10-20-2010 02:03 PM - edited 10-20-2010 02:04 PM
If you close a UDP port and try to open it a nanosecond later, it is possible that the OS hasn't released it yet. There is absolutely no need to ever do that.
UDP is a connectionless protocol, so just open the port and keep it open for the duration of the program run.
Can you show us some code?
10-20-2010 04:55 PM
here is the simple version of the code. thx
10-20-2010 08:12 PM - edited 10-20-2010 08:19 PM
@sbz wrote:
here is the simple version of the code. thx
Well, that code is exceedingly complicated. All that logic mess can be replaced with autoindexing. The delay has an error in/out, so no sequence is needed.
Why is there no top-level while loop? Are you running this on demand or are you using the "continuous run" button?
You are only sending commands via UDP and you never receive anything. Since you seem to run an UDP client, the local port should be unimportant. Maybe you should leave it unwired so the OS can pick an unused ephemeral port and you don't need to rely for a certain local port to be unused. Even if your server (instrument) sends replies back, you can program it to reply to whatever the source port of the request is, again making the local port of the client irrelevant.
You should only set a fixed local port if you are planning to run it as a server where clients establish new connections from the outside.

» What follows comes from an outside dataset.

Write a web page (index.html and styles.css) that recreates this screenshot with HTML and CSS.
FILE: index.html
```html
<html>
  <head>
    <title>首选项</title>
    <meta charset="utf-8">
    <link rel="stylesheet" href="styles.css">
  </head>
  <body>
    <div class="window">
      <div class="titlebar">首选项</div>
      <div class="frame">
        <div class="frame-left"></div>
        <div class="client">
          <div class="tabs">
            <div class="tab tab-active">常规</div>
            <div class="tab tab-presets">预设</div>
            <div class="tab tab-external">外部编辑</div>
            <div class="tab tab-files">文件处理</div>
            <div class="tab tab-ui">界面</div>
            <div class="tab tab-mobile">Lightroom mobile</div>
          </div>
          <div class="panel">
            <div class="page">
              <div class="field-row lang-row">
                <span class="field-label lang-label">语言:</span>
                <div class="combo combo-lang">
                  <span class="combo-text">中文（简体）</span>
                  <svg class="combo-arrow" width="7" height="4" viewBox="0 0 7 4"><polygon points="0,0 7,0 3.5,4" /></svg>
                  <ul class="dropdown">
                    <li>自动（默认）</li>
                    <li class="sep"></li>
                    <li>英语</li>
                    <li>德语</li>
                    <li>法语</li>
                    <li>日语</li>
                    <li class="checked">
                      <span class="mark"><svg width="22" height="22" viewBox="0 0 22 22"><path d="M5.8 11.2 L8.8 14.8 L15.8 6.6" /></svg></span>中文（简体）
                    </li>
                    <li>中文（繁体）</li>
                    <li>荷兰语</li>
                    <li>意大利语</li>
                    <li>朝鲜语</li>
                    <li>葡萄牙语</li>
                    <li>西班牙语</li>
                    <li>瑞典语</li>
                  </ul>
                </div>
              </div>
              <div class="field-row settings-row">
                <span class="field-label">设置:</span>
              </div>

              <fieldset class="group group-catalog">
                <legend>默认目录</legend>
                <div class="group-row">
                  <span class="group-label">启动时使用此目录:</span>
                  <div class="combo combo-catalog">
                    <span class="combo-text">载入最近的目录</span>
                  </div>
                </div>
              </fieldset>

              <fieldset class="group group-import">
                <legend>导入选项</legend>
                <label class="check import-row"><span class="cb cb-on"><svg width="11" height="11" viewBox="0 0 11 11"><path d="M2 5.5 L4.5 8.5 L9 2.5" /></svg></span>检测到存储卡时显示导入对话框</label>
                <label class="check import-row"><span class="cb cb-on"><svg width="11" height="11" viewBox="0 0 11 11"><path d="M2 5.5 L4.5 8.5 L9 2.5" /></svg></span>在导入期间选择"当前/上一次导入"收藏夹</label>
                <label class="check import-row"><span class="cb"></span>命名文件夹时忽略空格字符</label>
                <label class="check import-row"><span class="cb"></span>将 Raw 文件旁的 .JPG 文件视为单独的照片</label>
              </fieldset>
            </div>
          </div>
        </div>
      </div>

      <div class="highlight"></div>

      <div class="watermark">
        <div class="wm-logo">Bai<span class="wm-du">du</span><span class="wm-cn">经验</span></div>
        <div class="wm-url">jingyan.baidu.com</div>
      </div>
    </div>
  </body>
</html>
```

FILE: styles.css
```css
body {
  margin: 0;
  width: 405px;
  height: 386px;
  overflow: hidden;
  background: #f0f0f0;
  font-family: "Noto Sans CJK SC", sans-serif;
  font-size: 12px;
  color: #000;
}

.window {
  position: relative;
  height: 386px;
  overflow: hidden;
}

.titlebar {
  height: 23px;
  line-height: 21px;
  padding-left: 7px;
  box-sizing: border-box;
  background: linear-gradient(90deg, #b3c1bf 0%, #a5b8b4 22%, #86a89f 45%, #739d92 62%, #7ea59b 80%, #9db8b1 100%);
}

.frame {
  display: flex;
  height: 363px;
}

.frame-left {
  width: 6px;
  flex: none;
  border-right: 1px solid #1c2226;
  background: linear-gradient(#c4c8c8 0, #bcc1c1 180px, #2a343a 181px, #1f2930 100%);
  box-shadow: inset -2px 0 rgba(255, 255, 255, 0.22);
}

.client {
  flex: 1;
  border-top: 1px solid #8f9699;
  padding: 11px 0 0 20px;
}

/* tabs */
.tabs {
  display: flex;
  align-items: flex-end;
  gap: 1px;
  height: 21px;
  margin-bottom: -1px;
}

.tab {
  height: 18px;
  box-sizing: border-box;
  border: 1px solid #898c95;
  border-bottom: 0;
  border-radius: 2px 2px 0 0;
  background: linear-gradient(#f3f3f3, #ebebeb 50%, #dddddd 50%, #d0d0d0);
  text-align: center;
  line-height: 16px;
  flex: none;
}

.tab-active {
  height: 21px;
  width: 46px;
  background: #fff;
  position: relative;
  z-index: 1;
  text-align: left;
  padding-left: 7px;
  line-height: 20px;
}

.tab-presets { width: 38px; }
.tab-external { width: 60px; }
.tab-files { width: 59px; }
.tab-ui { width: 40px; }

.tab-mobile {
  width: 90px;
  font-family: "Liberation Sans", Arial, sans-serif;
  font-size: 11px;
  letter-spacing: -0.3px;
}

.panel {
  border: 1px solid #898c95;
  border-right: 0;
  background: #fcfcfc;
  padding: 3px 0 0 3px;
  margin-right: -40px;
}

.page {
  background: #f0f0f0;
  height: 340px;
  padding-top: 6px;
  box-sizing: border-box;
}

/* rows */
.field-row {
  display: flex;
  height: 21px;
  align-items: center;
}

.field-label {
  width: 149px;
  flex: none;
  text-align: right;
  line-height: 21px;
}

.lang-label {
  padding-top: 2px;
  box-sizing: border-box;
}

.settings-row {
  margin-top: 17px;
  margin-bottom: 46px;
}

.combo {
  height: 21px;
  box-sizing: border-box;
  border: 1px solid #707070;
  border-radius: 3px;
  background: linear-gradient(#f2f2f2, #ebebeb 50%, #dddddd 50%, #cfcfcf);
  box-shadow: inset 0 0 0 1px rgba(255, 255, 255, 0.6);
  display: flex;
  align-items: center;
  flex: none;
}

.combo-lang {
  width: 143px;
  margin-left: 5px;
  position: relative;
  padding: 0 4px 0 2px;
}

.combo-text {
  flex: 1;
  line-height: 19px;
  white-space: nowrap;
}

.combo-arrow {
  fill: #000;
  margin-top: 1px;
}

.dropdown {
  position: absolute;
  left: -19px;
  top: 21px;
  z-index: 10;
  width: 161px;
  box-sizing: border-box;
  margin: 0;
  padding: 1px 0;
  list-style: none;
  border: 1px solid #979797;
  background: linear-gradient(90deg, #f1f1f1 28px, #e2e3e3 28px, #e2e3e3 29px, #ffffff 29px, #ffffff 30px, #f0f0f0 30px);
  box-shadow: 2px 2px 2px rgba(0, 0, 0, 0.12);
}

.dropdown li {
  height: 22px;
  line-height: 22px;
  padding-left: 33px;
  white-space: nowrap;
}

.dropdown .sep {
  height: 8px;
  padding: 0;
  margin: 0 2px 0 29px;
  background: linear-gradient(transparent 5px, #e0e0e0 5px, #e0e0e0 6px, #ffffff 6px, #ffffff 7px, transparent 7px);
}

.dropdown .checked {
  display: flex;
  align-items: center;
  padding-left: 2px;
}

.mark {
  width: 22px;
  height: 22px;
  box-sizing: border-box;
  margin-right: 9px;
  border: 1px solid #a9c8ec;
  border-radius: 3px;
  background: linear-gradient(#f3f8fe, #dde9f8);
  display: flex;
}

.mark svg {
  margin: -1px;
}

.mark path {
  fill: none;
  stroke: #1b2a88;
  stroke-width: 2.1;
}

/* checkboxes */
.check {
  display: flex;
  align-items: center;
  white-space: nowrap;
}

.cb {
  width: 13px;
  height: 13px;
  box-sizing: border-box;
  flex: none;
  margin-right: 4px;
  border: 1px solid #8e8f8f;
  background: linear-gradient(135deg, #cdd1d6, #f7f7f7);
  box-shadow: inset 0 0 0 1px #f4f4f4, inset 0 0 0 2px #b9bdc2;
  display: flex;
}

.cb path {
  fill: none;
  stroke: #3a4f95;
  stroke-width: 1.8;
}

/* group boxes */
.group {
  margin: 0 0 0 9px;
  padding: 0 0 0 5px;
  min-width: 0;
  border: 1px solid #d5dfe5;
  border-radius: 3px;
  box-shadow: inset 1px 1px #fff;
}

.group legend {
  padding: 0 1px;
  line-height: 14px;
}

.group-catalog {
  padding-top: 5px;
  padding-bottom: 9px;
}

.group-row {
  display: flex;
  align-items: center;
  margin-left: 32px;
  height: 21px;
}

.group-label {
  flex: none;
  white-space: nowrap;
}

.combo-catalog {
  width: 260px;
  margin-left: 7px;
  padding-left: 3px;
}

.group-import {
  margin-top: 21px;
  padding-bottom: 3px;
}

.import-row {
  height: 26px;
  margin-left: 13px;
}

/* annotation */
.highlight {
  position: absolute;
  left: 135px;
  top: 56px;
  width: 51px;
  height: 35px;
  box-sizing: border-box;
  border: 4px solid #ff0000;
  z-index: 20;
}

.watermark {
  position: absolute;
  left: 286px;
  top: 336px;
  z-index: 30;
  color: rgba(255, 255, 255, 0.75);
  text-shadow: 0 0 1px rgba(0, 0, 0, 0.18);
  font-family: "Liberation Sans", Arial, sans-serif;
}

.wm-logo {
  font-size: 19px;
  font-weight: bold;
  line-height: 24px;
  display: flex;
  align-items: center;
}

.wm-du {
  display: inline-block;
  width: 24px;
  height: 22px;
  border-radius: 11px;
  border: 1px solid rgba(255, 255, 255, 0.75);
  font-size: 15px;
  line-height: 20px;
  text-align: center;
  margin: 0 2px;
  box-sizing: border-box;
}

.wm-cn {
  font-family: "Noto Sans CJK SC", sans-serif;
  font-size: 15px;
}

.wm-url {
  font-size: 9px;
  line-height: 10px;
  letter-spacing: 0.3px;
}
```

Anyway, you should only open the UDP session once for the entire duration of the program.
Here's a quick rewrite that does basically the same thing. Whenever you press the button, both instruments are contacted.

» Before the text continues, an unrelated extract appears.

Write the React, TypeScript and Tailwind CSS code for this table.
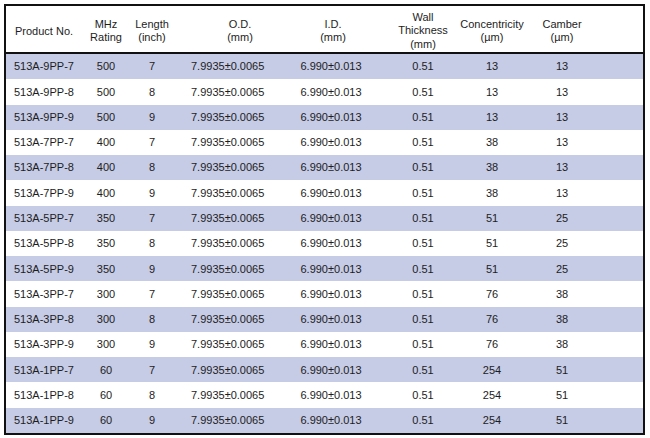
const SERIES = [
  { code: "9PP", mhz: "500", conc: "13", camber: "13" },
  { code: "7PP", mhz: "400", conc: "38", camber: "13" },
  { code: "5PP", mhz: "350", conc: "51", camber: "25" },
  { code: "3PP", mhz: "300", conc: "76", camber: "38" },
  { code: "1PP", mhz: "60", conc: "254", camber: "51" },
];

const ROWS = SERIES.flatMap((s) =>
  ["7", "8", "9"].map((len) => ({
    product: `513A-${s.code}-${len}`,
    mhz: s.mhz,
    length: len,
    od: "7.9935±0.0065",
    id: "6.990±0.013",
    wall: "0.51",
    conc: s.conc,
    camber: s.camber,
  }))
);

const GRID = "grid grid-cols-[80px_40px_52px_124px_62px_118px_20px_120px_21px]";

function Cell({ children, className = "" }: { children?: React.ReactNode; className?: string }) {
  return <div className={`flex min-w-0 items-center justify-center whitespace-nowrap ${className}`}>{children}</div>;
}

function Head({ lines }: { lines: string[] }) {
  return (
    <Cell>
      <div className="text-center leading-[13.5px]">
        {lines.map((l) => (
          <div key={l}>{l}</div>
        ))}
      </div>
    </Cell>
  );
}

export default function App() {
  return (
    <div className="h-[438px] w-[650px] bg-white pl-[4px] pt-[4px] font-['Liberation_Sans',Arial,sans-serif] text-[11px] text-[#1d1d1d]">
      <div className="w-[641px] border-2 border-[#111]">
        <div className={`${GRID} h-[48px] border-b-2 border-[#111] pt-[4px]`}>
          <Cell className="justify-start pl-[9px]">Product No.</Cell>
          <Head lines={["MHz", "Rating"]} />
          <Head lines={["Length", "(inch)"]} />
          <Head lines={["O.D.", "(mm)"]} />
          <Head lines={["I.D.", "(mm)"]} />
          <Head lines={["Wall", "Thickness", "(mm)"]} />
          <Head lines={["Concentricity", "(µm)"]} />
          <Head lines={["Camber", "(µm)"]} />
          <div />
        </div>
        <div className="flex h-[379px] flex-col">
          {ROWS.map((r, i) => (
            <div key={r.product} className={`${GRID} flex-1 ${i % 2 === 0 ? "bg-[#c6cbe6]" : "bg-white"}`}>
              <Cell className="justify-start pl-[8px]">{r.product}</Cell>
              <Cell>{r.mhz}</Cell>
              <Cell>{r.length}</Cell>
              <Cell className="justify-start pl-[13px]">{r.od}</Cell>
              <Cell className="pr-[4px]">{r.id}</Cell>
              <Cell>{r.wall}</Cell>
              <Cell>{r.conc}</Cell>
              <Cell>{r.camber}</Cell>
              <div />
            </div>
          ))}
        </div>
      </div>
    </div>
  );
}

The local port is kept open until the program ends. Let me know if it makes sense.
10-21-2010 12:52 PM
hi,
thanks for taking the time & modifying the code. the code i sent you is just part of a huge code, and the part i sent you only triggers the lasers. the problem is not with the code, it works fine with 1 device but not with 2. i ran your code & it doesn't run but again thanks for your time.
sbz
10-21-2010 01:16 PM
One thing I noticed is that the "con\n" constant is set to normal display mode. I believe the intent here is to send "con" followed by a linefeed. In this case you need to change the display mode of that constant to '\' codes display and remove one of the backslashes that will appear once you do this. Also, some of the other strings have spaces at the end. Don't know if that matters.